1. Field of the Invention
The present invention relates to lenses which are suitable for use as a finite conjugate projection lens system, and, more particularly, to a small-size, high-performance, wide-angle reader-printer lens for use in a facsimile machine, an image scanner, a microfilm machine, etc.
In order to attain a high resolution of the order of 7 to 10 .mu.m on the image side, lenses used in facsimile machines, image scanners, microfilm machines, etc., are required to provide a high contrast ratio at high spatial frequencies. In addition, such lenses must have very little or no vignetting in order to minimize the decrease in the quantity of marginal light. It is also necessary to compensate various aberrations to a satisfactorily small level.
In order to meet all of these requirements, Gaussian-type lenses have been traditionally employed for these applications. Examples of such lenses are disclosed in U.S. Pat. Nos. 4,784,480 and 4,426,137. A typical Gaussian-type lens system is composed of two groups wherein one group is located preceding the stop and the other group is located behind the stop. Each group has two sub-groups (inner and outer) and the entire lens usually contains 6 to 8 lens elements. Typical Gaussian-type lenses have two doublets or a doublet and a singlet in each group and are symmetrical with respect to the sequence of the doublets and singlets about an aperture stop and also in terms of the signs of the powers of the lens elements. For example, this lens type often has a positive lens element as a first or outer sub-group of the front group, and a cemented doublet as a second or inner sub-group of the first group. Because the most typical type of Gaussian-type lenses is generally symmetrical about an aperture stop, the first or inner sub-group of the rear group is usually also a cemented doublet. The second or outer sub-group of the rear group typically comprises one positive lens element. Sometimes the second doublet is uncemented to improve the lens performance, but this results in greater sensitivity to tolerance errors. Sometimes more than one lens element follows the second doublet. For example, the last positive lens element may be split into two or more single lens elements, or may be converted into a cemented doublet, resulting in a better performance at the expense of having more lens elements. Examples of such lenses are described in U.S. Pat. Nos. 4,773,746 and 3,815,974.
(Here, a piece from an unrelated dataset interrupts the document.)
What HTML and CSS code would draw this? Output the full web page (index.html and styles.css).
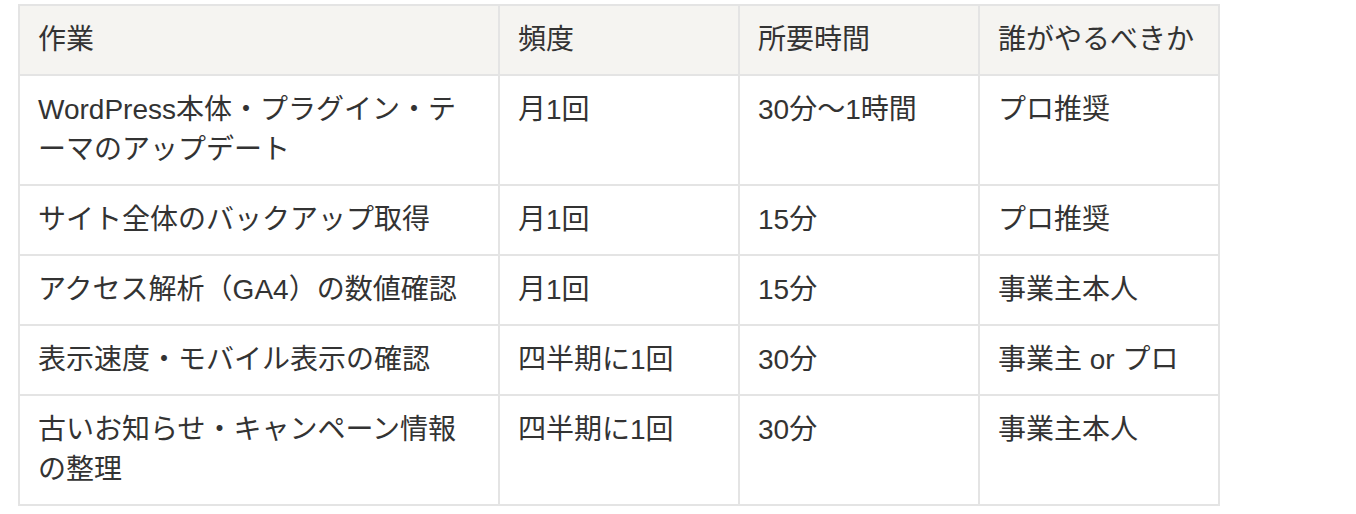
FILE: index.html
```html
<!DOCTYPE html>
<html lang="ja">
<head>
<meta charset="utf-8">
<title>保守作業表</title>
<link rel="stylesheet" href="styles.css">
</head>
<body>
<div class="wrap">
<table class="tasks">
  <colgroup>
    <col class="c-task">
    <col class="c-freq">
    <col class="c-time">
    <col class="c-who">
  </colgroup>
  <thead>
    <tr><th>作業</th><th>頻度</th><th>所要時間</th><th>誰がやるべきか</th></tr>
  </thead>
  <tbody>
    <tr><td>WordPress本体・プラグイン・テーマのアップデート</td><td>月1回</td><td>30分〜1時間</td><td>プロ推奨</td></tr>
    <tr><td>サイト全体のバックアップ取得</td><td>月1回</td><td>15分</td><td>プロ推奨</td></tr>
    <tr><td>アクセス解析（GA4）の数値確認</td><td>月1回</td><td>15分</td><td>事業主本人</td></tr>
    <tr><td>表示速度・モバイル表示の確認</td><td>四半期に1回</td><td>30分</td><td>事業主 or プロ</td></tr>
    <tr><td>古いお知らせ・キャンペーン情報の整理</td><td>四半期に1回</td><td>30分</td><td>事業主本人</td></tr>
  </tbody>
</table>
</div>
</body>
</html>
```

FILE: styles.css
```css
html, body {
  margin: 0;
  padding: 0;
  background: #ffffff;
}

.wrap {
  padding: 4px 0 0 18px;
}

.tasks {
  border-collapse: collapse;
  width: 1202px;
  table-layout: fixed;
  font-family: "Liberation Sans", "Noto Sans CJK JP", sans-serif;
  font-size: 28px;
  line-height: 40px;
  color: #333333;
  border: 2px solid #e4e4e4;
}

.c-task { width: 40%; }
.c-freq, .c-time, .c-who { width: 20%; }

.tasks th,
.tasks td {
  border: 2px solid #e4e4e4;
  padding: 14px 20px 14px 18px;
  text-align: left;
  vertical-align: top;
  font-weight: 400;
}

.tasks th {
  background: #f5f4f1;
}
```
The typical Gaussian-type lens system has a large amount of comatic flare at middle-angle positions and very large amount of oblique spherical aberration at the maximum angles. In addition, a major problem with using the conventional Gaussian type lens such as disclosed in U.S. Pat. No. 4,784,480 in a reader printer is that small changes in the element thicknesses of the first doublet produces relatively large changes in image distance and field curvature. Because magnification as well as object-to-image distance are fixed with little or no adjustment tolerance in most microfilm reader printers, this image distance sensitivity causes the first doublet of a conventional design to have either very tight tolerances on the thicknesses of both elements or the thicknesses of both elements comprising the first doublet must be "matched" so that the total thickness of the doublet is held to tight tolerances. Also, typical Gaussian-type lenses tend to suffer from a large amount of inward field curvature, causing additional image quality deterioration.
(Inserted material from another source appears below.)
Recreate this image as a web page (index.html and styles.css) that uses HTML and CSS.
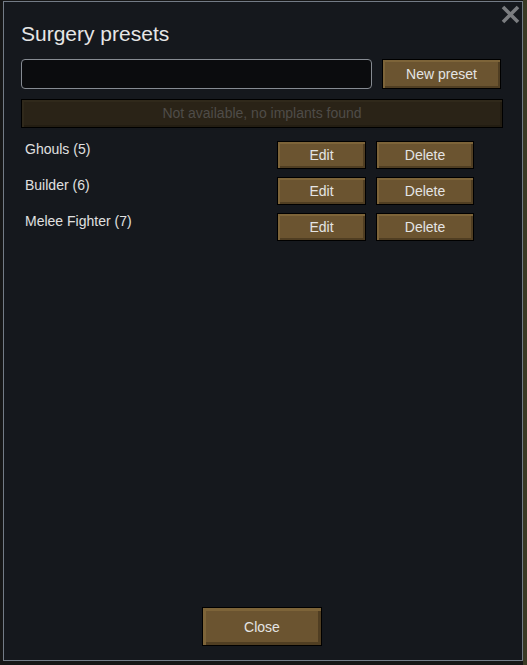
FILE: index.html
```html
<!DOCTYPE html>
<html>
<head>
  <title>Surgery presets</title>
  <link rel="stylesheet" href="styles.css">
</head>
<body>

  <div class="window">
    <button class="close-x" title="Close">
      <svg width="19" height="19" viewBox="0 0 19 19">
        <path d="M2 2 L17 17 M17 2 L2 17" stroke="#7b7d80" stroke-width="3.6" stroke-linecap="butt"/>
      </svg>
    </button>

    <h1>Surgery presets</h1>

    <div class="new-row">
      <input class="name-field" type="text">
      <button class="btn new-btn">New preset</button>
    </div>

    <div class="unavailable">Not available, no implants found</div>

    <div class="preset-list">
      <div class="preset">
        <span class="preset-name">Ghouls (5)</span>
        <button class="btn edit-btn">Edit</button>
        <button class="btn delete-btn">Delete</button>
      </div>
      <div class="preset">
        <span class="preset-name">Builder (6)</span>
        <button class="btn edit-btn">Edit</button>
        <button class="btn delete-btn">Delete</button>
      </div>
      <div class="preset">
        <span class="preset-name">Melee Fighter (7)</span>
        <button class="btn edit-btn">Edit</button>
        <button class="btn delete-btn">Delete</button>
      </div>
    </div>

    <div class="footer">
      <button class="btn close-btn">Close</button>
    </div>
  </div>

</body>
</html>
```

FILE: styles.css
```css
* {
  box-sizing: border-box;
}
body {
  margin: 0;
  height: 665px;
  overflow: hidden;
  font-family: "Liberation Sans", Arial, sans-serif;
  background: linear-gradient(to right, #161616 523px, #3a3a24 523px);
}
.window {
  position: relative;
  display: flex;
  flex-direction: column;
  width: 520px;
  height: 660px;
  margin: 1px 0 0 3px;
  padding: 20px 19px 14px 17px;
  background: #15181d;
  border: 1px solid #737b86;
}
.close-x {
  position: absolute;
  top: 3px;
  right: 2px;
  padding: 0;
  border: none;
  background: none;
  cursor: pointer;
}
.close-x svg {
  display: block;
}
h1 {
  margin: 0 0 13px 0;
  font-size: 21px;
  line-height: 24px;
  font-weight: normal;
  color: #e6e6e6;
}
.new-row {
  display: flex;
  gap: 10px;
}
.name-field {
  width: 351px;
  height: 30px;
  background: #0b0c0e;
  border: 1px solid #868b92;
  border-radius: 4px;
  color: #ddd;
}
.btn {
  font-family: "Liberation Sans", Arial, sans-serif;
  font-size: 14px;
  color: #e4e4e4;
  background: #6b5430;
  border: 1px solid #000;
  box-shadow: inset 2px 2px 0 #7d6439, inset -2px -2px 0 #503e22;
  cursor: pointer;
  padding: 0;
}
.new-btn {
  width: 119px;
  height: 30px;
}
.unavailable {
  margin-top: 10px;
  height: 29px;
  line-height: 27px;
  text-align: center;
  font-size: 14px;
  color: #4f4c48;
  background: #2a2317;
  border: 1px solid #000;
  box-shadow: inset 2px 2px 0 #30291b, inset -2px -2px 0 #231d12;
}
.preset-list {
  flex: 1;
  margin-top: 13px;
  display: flex;
  flex-direction: column;
  gap: 8px;
}
.preset {
  display: flex;
  align-items: flex-start;
  padding-left: 4px;
}
.preset-name {
  width: 252px;
  font-size: 14px;
  line-height: 17px;
  color: #e0e0e0;
}
.edit-btn {
  width: 89px;
  height: 28px;
}
.delete-btn {
  width: 98px;
  height: 28px;
  margin-left: 10px;
}
.footer {
  display: flex;
  justify-content: center;
}
.close-btn {
  width: 120px;
  height: 39px;
  box-shadow: inset 3px 3px 0 #7d6439, inset -3px -3px 0 #503e22;
}
```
U.S. Pat. No. 4,671,627 discloses a two-group lens configuration of the same general type described above that has an overall symmetrical shape with respect to a diaphragm but which contains 8 lens elements.
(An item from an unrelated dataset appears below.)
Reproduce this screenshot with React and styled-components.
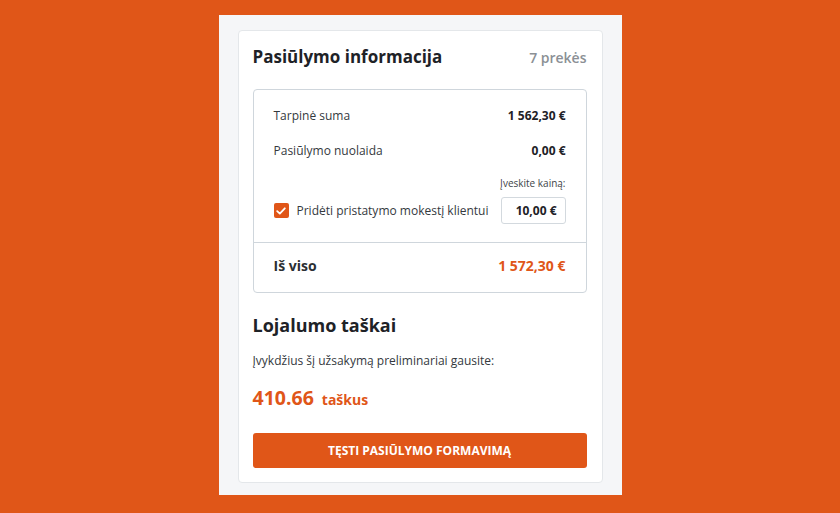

U.S. Pat. No. 2,171,640 discloses an atypical variation of the Gaussian type lens which can be characterized in terms of its elements as (+-)- stop (-+)+ configuration. For analysis purposes, the disclosed embodiment of this lens was scaled to have the same magnification, object-to-image distance, coverage and an F-number as one of the illustrative embodiments of the present invention. The analysis showed that this prior art lens has an unacceptable amount of astigmatism at the field coverage achievable by lenses according to our invention. In addition, this prior art lens suffered from much larger amount of vignetting than that of the present invention.